Input data:
"""
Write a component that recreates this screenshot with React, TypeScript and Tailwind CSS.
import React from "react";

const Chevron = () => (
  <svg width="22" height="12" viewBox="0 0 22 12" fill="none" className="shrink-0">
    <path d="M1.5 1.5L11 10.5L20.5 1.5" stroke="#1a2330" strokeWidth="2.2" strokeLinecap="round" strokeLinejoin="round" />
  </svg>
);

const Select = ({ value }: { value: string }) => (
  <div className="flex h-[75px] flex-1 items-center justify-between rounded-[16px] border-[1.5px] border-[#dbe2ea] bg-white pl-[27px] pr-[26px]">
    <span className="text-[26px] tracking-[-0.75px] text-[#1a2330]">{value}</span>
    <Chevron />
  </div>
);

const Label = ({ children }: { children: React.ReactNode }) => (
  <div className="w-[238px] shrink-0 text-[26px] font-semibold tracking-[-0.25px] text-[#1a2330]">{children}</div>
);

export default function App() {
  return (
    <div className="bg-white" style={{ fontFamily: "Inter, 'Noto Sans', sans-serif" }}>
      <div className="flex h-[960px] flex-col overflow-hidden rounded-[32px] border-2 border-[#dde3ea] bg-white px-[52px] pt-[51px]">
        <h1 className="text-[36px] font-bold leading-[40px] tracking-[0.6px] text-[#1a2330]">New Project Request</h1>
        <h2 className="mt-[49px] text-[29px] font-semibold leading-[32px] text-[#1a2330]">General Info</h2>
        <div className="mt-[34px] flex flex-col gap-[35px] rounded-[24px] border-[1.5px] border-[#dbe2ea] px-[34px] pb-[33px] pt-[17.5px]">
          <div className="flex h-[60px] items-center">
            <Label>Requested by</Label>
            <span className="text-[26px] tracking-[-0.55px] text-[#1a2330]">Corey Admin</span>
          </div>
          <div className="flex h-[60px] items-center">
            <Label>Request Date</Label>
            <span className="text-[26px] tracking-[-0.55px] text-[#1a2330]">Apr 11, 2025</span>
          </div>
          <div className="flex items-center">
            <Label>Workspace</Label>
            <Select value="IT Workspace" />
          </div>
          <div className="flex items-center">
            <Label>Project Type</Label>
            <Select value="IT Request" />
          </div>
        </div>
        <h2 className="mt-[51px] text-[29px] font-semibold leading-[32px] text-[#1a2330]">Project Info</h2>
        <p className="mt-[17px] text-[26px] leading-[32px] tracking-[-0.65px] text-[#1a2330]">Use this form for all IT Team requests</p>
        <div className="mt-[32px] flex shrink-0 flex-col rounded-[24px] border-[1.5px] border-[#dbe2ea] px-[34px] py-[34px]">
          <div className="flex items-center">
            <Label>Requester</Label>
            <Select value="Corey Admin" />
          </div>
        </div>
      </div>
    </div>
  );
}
"""
"""
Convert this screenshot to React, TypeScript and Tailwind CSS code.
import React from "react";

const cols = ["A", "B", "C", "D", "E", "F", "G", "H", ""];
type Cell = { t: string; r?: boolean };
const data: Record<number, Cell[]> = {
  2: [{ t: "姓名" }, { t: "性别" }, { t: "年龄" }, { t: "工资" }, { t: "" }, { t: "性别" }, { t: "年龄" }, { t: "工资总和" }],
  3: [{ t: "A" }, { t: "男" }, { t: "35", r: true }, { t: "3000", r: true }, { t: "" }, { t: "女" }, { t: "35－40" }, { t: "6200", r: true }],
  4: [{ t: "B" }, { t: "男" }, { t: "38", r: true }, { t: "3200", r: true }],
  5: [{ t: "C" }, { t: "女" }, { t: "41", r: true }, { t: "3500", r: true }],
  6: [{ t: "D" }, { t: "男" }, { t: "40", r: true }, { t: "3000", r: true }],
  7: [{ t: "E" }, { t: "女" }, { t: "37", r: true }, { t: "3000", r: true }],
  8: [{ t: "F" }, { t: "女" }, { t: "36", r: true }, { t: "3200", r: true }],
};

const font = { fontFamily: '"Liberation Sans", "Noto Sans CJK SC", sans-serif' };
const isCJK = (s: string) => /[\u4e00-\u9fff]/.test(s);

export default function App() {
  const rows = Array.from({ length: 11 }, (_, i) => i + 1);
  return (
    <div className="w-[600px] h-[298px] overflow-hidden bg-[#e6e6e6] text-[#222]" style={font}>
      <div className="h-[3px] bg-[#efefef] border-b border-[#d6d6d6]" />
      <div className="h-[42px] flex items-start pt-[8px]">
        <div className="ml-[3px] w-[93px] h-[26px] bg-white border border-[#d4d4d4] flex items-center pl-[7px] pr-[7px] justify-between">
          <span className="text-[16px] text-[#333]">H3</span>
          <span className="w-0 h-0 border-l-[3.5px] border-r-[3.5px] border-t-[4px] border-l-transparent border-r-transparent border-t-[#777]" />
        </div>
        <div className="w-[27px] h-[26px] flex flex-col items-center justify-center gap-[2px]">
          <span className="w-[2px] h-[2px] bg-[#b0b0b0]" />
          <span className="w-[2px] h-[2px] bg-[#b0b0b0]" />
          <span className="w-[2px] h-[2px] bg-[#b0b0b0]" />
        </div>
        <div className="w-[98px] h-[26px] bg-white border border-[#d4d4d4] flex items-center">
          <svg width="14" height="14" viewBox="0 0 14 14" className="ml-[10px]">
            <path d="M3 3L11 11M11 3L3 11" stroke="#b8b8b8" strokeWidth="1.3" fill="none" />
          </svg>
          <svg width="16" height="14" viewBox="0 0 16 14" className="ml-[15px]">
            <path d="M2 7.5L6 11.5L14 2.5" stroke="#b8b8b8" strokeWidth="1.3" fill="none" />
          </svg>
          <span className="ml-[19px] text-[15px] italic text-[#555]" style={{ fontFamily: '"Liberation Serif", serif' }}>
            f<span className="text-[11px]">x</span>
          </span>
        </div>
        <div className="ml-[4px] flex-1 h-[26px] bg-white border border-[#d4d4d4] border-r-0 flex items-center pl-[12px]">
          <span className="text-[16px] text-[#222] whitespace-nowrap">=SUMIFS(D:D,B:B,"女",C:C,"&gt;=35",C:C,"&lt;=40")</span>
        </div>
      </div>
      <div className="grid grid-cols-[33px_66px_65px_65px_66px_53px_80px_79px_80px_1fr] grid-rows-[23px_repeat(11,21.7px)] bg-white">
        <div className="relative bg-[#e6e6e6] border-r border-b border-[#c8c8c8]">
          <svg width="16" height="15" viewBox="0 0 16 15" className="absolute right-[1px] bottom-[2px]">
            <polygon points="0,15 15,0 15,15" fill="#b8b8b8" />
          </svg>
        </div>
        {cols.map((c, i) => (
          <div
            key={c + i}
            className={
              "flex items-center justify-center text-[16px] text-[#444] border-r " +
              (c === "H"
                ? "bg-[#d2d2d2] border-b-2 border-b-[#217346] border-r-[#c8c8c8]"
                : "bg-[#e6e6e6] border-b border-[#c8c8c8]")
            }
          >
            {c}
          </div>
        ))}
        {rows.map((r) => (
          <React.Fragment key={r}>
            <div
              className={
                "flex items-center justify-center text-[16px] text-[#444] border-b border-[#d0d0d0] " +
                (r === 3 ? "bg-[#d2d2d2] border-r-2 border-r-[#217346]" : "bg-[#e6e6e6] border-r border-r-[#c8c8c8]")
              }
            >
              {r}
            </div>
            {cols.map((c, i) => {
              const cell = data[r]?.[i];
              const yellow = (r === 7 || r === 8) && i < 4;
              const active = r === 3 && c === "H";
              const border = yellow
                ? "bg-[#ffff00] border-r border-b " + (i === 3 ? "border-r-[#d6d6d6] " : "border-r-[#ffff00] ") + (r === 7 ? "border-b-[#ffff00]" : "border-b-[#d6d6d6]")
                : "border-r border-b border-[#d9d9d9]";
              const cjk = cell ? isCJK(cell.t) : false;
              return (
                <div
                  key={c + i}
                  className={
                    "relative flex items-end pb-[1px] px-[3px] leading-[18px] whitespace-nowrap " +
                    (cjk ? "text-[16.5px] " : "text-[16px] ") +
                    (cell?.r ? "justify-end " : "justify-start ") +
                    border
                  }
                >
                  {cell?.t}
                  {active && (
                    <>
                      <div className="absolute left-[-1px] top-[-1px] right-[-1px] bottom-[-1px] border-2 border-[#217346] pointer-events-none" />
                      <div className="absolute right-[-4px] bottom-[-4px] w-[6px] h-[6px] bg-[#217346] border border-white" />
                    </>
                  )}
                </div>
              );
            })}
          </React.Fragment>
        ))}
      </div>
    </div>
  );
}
"""
Problem details:
Begin with the line containing "Convert this screenshot" and end with the line containing "const isCJK = (s: string)"; repeat every line from start to finish exactly, and nothing outside them.

Output:
Convert this screenshot to React, TypeScript and Tailwind CSS code.
import React from "react";

const cols = ["A", "B", "C", "D", "E", "F", "G", "H", ""];
type Cell = { t: string; r?: boolean };
const data: Record<number, Cell[]> = {
  2: [{ t: "姓名" }, { t: "性别" }, { t: "年龄" }, { t: "工资" }, { t: "" }, { t: "性别" }, { t: "年龄" }, { t: "工资总和" }],
  3: [{ t: "A" }, { t: "男" }, { t: "35", r: true }, { t: "3000", r: true }, { t: "" }, { t: "女" }, { t: "35－40" }, { t: "6200", r: true }],
  4: [{ t: "B" }, { t: "男" }, { t: "38", r: true }, { t: "3200", r: true }],
  5: [{ t: "C" }, { t: "女" }, { t: "41", r: true }, { t: "3500", r: true }],
  6: [{ t: "D" }, { t: "男" }, { t: "40", r: true }, { t: "3000", r: true }],
  7: [{ t: "E" }, { t: "女" }, { t: "37", r: true }, { t: "3000", r: true }],
  8: [{ t: "F" }, { t: "女" }, { t: "36", r: true }, { t: "3200", r: true }],
};

const font = { fontFamily: '"Liberation Sans", "Noto Sans CJK SC", sans-serif' };
const isCJK = (s: string) => /[\u4e00-\u9fff]/.test(s);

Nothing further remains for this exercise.